### Objective
Gather all lines with the word "page" in them.

### Materials provided
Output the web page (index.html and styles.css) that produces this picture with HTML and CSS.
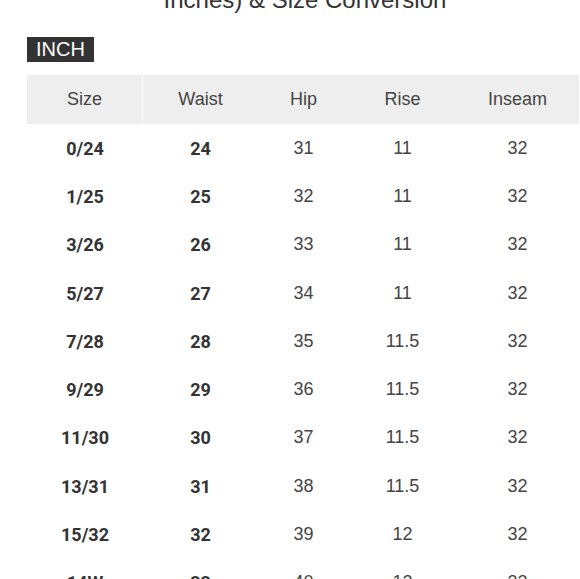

...

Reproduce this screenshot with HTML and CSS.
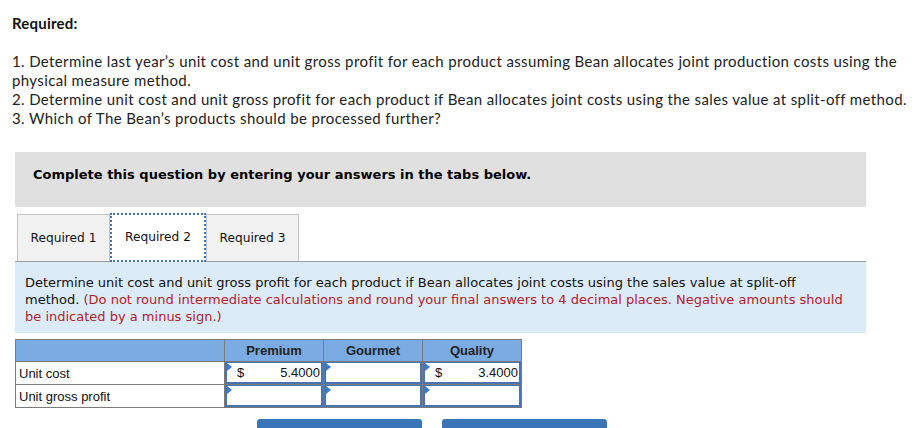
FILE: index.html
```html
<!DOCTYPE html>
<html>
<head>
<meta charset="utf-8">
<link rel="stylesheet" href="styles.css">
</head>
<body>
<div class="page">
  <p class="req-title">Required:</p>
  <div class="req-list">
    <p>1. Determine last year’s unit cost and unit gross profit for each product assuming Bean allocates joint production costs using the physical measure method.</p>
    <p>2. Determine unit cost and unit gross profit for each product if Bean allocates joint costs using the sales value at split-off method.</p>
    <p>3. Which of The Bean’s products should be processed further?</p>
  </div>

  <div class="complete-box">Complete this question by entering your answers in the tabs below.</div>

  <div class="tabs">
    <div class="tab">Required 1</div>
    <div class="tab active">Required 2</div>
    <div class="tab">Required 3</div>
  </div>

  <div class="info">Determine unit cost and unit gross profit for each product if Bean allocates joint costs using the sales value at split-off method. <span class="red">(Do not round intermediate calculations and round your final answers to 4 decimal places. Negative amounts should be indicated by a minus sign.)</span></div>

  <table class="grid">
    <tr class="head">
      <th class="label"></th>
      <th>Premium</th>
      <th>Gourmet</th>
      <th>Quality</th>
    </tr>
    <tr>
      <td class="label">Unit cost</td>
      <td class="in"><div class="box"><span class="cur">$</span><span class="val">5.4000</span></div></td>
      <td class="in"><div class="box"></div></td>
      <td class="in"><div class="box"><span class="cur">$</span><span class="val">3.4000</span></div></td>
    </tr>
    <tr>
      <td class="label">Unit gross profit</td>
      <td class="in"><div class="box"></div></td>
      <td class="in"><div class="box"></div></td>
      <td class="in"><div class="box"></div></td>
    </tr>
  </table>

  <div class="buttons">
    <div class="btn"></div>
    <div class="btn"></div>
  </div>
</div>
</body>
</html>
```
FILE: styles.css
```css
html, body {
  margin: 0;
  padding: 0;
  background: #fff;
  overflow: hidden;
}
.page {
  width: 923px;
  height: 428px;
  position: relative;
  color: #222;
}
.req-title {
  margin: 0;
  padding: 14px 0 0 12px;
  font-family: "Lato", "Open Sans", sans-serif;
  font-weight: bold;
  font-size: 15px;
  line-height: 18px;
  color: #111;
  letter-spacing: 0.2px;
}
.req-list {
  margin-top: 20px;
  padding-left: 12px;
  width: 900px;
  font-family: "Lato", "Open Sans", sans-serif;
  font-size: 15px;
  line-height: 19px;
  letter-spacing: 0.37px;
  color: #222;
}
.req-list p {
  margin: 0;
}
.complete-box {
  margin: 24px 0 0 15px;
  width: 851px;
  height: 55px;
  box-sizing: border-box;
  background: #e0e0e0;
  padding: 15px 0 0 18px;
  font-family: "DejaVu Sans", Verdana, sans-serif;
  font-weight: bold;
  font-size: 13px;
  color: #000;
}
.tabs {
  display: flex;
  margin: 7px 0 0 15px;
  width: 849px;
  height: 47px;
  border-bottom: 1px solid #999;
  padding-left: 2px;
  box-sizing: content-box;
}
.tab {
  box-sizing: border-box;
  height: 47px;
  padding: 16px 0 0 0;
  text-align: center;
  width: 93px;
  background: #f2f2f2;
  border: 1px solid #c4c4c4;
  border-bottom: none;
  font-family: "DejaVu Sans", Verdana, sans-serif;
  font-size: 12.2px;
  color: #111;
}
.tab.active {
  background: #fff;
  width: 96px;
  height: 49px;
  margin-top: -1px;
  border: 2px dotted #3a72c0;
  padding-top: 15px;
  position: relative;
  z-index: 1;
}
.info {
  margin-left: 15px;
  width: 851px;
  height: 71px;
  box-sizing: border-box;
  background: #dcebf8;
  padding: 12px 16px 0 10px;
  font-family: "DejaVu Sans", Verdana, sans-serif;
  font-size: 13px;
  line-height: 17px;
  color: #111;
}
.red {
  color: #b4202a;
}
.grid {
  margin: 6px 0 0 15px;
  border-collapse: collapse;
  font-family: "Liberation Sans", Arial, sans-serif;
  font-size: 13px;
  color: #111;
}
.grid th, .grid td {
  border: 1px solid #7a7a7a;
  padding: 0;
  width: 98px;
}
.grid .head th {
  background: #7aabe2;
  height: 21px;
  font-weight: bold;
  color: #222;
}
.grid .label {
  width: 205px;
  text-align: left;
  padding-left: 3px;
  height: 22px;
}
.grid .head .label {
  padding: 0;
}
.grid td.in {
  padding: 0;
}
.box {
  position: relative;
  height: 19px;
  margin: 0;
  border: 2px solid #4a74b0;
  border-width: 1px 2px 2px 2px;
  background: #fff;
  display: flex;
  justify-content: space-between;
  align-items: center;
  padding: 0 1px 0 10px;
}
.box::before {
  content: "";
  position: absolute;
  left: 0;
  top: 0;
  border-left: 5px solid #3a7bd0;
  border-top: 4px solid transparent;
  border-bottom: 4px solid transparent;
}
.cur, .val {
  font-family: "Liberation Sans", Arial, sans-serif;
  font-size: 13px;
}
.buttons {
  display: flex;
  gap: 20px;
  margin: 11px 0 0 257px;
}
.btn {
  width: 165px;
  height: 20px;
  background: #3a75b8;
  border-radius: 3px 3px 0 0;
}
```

### Reply
Output the web page (index.html and styles.css) that produces this picture with HTML and CSS.
<div class="page">
.page {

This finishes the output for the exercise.